§ **Directions for this task**
Pick out the lines below that contain the string "React" and copy them all.

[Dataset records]
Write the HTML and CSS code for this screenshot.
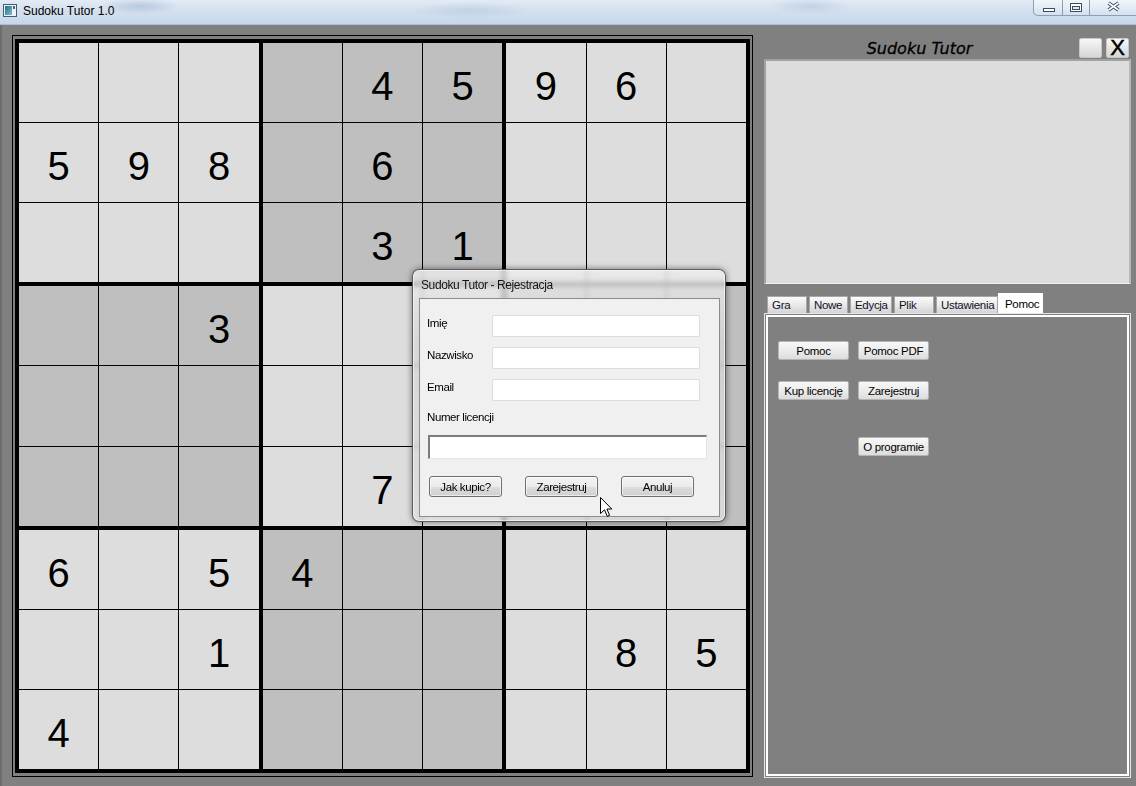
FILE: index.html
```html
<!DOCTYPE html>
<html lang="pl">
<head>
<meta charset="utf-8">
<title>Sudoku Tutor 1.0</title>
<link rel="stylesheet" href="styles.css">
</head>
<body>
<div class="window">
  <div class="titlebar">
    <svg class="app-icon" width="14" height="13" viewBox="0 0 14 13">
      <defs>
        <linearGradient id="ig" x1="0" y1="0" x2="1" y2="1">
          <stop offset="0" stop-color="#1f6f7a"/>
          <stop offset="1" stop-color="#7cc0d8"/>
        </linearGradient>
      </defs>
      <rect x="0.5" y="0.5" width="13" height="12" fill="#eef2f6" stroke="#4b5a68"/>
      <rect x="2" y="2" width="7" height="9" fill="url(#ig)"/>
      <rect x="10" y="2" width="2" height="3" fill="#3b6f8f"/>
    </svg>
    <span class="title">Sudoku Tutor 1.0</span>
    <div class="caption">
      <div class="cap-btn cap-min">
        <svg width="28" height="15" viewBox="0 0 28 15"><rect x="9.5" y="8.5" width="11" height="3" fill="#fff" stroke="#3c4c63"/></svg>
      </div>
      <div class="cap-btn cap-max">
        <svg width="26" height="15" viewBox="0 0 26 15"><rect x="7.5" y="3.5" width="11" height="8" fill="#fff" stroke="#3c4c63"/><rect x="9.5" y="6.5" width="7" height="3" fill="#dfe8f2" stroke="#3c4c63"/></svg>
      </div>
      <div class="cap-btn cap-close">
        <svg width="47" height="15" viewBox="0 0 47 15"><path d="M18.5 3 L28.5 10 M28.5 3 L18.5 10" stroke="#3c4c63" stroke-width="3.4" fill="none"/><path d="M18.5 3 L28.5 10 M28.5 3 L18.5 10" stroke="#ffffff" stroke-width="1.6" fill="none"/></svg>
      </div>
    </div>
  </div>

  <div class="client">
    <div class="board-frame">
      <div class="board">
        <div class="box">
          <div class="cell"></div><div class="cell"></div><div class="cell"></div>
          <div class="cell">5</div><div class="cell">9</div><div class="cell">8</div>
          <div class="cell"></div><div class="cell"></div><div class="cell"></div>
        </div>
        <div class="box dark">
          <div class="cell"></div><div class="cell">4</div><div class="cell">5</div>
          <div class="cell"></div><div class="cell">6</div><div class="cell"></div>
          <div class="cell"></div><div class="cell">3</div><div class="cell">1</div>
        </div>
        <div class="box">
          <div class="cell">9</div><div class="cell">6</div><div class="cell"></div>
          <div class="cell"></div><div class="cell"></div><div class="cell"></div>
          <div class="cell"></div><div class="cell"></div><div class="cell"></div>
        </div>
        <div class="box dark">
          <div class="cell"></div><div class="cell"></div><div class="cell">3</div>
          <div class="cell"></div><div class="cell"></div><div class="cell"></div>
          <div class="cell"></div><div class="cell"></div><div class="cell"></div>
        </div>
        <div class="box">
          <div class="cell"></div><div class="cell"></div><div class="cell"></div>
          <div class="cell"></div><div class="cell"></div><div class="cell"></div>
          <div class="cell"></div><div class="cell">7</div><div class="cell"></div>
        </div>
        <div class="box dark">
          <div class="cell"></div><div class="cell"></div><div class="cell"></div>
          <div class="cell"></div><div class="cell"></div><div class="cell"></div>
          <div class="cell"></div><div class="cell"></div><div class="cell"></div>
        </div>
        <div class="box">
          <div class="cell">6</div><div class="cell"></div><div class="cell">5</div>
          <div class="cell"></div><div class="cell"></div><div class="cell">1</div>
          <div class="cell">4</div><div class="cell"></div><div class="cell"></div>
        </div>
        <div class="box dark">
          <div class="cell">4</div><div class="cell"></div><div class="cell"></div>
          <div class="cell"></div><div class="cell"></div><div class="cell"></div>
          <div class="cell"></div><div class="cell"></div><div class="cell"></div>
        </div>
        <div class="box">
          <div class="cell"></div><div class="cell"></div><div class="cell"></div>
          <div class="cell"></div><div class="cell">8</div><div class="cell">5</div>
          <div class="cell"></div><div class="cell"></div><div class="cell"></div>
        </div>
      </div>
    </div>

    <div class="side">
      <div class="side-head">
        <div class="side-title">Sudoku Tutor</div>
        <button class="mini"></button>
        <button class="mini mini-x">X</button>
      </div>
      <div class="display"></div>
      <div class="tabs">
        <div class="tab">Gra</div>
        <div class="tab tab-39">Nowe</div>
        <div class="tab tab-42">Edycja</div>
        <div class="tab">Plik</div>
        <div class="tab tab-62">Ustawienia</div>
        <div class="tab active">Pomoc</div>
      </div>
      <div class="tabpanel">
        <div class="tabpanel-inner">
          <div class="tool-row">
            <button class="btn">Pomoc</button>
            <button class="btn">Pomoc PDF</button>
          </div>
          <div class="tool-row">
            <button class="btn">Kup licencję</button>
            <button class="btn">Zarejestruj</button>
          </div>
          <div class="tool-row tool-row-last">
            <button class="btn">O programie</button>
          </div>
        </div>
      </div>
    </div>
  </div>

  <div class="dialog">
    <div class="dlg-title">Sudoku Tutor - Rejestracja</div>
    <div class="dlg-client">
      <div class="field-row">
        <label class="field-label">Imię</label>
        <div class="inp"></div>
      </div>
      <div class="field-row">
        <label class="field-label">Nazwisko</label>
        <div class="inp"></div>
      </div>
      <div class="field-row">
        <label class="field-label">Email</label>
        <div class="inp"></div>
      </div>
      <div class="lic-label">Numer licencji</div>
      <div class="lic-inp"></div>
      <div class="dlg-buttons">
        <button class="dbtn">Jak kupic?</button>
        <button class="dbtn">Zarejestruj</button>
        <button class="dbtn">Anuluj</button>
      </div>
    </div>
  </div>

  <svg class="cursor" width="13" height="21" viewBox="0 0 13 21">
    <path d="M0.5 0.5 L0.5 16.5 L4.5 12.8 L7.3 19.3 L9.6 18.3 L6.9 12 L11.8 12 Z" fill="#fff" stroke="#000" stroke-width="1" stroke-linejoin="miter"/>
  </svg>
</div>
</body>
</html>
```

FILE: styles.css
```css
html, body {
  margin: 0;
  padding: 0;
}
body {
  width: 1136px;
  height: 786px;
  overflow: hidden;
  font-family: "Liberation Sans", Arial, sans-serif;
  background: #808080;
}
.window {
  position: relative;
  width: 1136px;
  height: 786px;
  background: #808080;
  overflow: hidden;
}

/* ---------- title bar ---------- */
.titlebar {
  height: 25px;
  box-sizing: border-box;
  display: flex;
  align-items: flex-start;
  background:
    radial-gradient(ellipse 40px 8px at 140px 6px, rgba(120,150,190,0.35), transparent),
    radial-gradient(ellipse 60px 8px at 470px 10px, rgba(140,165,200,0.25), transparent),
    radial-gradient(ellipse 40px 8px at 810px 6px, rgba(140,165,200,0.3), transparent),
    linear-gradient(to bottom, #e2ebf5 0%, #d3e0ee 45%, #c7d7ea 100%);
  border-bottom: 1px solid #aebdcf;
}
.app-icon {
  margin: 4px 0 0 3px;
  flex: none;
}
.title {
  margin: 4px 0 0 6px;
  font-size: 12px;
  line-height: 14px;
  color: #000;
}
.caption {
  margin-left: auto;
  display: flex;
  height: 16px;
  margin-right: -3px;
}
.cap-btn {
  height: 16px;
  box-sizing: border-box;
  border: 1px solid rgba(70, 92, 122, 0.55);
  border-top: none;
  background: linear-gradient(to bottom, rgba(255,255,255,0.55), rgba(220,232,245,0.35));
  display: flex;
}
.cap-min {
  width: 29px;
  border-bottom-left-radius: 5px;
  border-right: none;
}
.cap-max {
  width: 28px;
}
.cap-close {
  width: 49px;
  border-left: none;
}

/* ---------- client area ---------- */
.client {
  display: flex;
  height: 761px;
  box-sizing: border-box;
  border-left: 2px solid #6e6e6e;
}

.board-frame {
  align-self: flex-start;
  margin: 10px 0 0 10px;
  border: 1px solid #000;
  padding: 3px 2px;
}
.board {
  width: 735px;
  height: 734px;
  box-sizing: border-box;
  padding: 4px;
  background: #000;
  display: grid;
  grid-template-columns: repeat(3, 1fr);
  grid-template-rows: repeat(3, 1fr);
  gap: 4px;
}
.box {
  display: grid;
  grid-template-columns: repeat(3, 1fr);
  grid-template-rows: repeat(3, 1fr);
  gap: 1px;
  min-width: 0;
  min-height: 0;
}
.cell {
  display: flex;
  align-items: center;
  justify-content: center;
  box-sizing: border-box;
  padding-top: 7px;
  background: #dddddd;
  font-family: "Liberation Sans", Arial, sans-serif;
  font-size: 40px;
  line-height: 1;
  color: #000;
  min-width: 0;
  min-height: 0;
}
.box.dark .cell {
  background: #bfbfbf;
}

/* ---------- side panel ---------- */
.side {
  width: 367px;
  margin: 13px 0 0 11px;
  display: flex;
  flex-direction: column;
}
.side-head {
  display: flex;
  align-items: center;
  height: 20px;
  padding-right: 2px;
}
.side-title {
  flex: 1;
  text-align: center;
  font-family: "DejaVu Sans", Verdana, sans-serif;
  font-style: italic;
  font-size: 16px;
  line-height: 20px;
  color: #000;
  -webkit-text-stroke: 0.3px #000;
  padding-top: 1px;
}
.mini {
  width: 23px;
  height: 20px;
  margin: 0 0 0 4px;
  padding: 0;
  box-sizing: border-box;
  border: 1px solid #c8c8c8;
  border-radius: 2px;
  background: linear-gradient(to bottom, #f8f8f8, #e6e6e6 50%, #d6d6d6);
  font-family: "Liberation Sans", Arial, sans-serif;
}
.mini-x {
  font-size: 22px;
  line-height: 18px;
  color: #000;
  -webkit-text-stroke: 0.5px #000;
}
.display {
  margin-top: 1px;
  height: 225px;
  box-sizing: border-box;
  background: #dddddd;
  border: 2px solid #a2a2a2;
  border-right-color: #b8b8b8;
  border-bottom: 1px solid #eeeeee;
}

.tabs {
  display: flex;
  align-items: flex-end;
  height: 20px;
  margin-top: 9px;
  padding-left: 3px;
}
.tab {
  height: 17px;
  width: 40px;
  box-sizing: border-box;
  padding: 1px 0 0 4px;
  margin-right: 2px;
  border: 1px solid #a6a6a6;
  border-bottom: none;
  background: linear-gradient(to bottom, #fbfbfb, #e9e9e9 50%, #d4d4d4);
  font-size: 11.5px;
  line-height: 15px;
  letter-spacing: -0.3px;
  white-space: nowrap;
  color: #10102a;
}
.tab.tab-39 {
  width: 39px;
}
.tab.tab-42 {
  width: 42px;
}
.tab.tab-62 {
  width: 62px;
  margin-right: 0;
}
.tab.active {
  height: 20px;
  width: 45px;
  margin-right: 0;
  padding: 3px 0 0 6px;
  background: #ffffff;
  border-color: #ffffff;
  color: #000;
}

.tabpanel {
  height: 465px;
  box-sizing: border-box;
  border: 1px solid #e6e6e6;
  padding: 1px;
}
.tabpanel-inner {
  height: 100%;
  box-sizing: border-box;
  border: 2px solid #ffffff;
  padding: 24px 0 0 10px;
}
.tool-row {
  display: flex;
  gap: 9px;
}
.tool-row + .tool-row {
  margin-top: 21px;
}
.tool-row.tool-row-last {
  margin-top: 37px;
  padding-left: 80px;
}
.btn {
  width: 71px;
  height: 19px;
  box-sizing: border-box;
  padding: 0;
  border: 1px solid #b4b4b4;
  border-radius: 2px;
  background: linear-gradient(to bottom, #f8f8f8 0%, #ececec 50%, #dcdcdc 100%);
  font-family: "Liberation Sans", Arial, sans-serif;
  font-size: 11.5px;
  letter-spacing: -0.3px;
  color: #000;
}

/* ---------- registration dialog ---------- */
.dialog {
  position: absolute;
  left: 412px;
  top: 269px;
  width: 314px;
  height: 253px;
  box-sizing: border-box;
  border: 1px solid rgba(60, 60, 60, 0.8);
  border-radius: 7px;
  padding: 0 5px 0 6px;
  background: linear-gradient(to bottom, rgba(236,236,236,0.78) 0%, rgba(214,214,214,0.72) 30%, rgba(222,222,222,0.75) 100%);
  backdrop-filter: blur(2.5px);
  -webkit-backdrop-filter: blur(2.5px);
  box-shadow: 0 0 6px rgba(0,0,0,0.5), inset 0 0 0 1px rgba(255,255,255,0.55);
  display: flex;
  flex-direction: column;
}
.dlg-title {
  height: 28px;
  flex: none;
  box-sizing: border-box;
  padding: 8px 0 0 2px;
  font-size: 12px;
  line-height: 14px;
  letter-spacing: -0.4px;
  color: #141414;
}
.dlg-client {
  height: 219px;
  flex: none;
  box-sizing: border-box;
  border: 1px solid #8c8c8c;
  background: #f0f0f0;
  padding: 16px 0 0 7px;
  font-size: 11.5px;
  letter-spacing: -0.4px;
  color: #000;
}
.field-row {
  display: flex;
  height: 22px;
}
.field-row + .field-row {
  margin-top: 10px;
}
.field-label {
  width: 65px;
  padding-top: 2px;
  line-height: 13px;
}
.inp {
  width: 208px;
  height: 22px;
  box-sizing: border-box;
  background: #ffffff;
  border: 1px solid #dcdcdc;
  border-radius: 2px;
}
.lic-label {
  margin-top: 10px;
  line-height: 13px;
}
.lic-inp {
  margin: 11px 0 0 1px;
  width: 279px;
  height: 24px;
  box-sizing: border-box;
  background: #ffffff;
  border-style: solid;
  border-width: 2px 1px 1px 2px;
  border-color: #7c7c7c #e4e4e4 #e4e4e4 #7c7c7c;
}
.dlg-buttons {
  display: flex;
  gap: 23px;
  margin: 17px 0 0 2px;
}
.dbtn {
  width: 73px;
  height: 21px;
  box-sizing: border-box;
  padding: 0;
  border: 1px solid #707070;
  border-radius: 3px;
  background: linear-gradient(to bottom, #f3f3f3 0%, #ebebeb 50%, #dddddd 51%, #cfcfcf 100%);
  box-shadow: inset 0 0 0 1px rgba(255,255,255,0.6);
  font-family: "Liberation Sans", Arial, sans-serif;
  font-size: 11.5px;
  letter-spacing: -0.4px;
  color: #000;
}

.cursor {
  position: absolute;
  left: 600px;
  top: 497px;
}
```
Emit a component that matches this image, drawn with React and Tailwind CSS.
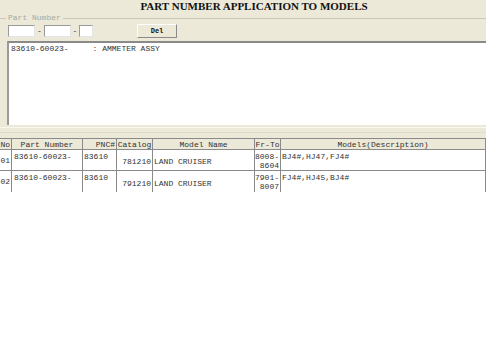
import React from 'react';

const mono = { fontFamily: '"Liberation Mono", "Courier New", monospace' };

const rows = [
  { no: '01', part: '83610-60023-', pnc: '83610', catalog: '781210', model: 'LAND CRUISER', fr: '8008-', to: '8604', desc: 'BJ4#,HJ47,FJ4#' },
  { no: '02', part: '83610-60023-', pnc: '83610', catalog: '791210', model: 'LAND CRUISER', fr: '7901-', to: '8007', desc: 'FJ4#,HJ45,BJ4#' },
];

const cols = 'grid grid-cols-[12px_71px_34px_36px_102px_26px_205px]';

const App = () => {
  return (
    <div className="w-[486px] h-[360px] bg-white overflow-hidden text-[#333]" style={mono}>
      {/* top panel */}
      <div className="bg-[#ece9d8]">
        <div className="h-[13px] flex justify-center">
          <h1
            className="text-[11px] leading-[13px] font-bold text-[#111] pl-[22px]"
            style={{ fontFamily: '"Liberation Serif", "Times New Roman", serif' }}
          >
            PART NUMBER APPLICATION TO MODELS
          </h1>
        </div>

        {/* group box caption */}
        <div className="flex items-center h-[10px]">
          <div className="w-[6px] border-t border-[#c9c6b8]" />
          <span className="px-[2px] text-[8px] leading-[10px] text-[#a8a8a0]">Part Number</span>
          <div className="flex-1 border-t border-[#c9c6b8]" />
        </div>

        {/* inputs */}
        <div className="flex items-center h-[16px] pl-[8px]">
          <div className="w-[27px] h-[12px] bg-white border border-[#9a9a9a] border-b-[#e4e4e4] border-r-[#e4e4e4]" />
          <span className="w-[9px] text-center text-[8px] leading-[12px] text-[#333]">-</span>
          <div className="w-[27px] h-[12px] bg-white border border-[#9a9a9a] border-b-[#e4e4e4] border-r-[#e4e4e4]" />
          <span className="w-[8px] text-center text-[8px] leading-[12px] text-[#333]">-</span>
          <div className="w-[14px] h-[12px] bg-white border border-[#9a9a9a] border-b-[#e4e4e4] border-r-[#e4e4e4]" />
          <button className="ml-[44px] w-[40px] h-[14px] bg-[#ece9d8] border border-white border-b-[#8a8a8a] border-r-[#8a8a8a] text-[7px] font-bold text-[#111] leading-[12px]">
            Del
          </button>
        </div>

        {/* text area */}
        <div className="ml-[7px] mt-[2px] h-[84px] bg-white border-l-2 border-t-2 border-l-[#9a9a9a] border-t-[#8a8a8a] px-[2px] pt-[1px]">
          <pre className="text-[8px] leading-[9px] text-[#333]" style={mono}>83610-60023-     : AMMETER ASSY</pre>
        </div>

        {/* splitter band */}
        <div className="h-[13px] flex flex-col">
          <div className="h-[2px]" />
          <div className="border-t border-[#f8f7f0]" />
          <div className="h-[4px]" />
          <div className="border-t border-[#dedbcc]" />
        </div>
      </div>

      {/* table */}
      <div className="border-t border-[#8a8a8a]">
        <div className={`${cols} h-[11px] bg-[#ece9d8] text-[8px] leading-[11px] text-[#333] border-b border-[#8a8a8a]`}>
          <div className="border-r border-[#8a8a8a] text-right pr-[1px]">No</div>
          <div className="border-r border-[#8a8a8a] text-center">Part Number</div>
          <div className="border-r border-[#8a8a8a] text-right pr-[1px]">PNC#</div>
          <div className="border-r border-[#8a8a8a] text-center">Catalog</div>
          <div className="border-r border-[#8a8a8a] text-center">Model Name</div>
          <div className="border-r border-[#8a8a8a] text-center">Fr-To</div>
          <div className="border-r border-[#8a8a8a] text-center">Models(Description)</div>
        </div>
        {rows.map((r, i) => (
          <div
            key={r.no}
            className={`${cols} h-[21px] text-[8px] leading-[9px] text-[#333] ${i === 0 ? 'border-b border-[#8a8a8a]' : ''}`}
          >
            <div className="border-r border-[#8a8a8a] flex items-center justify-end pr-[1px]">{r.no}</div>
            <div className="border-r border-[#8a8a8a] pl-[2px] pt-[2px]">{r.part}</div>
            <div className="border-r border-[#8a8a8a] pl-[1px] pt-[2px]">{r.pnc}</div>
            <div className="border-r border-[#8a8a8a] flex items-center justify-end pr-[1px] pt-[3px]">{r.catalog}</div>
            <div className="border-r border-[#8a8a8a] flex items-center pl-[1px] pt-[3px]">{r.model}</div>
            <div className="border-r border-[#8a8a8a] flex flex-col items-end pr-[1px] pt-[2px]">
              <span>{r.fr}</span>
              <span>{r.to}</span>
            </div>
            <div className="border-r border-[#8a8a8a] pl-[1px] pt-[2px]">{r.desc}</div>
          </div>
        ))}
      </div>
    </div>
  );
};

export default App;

§ **Problem solution**
Emit a component that matches this image, drawn with React and Tailwind CSS.
import React from 'react';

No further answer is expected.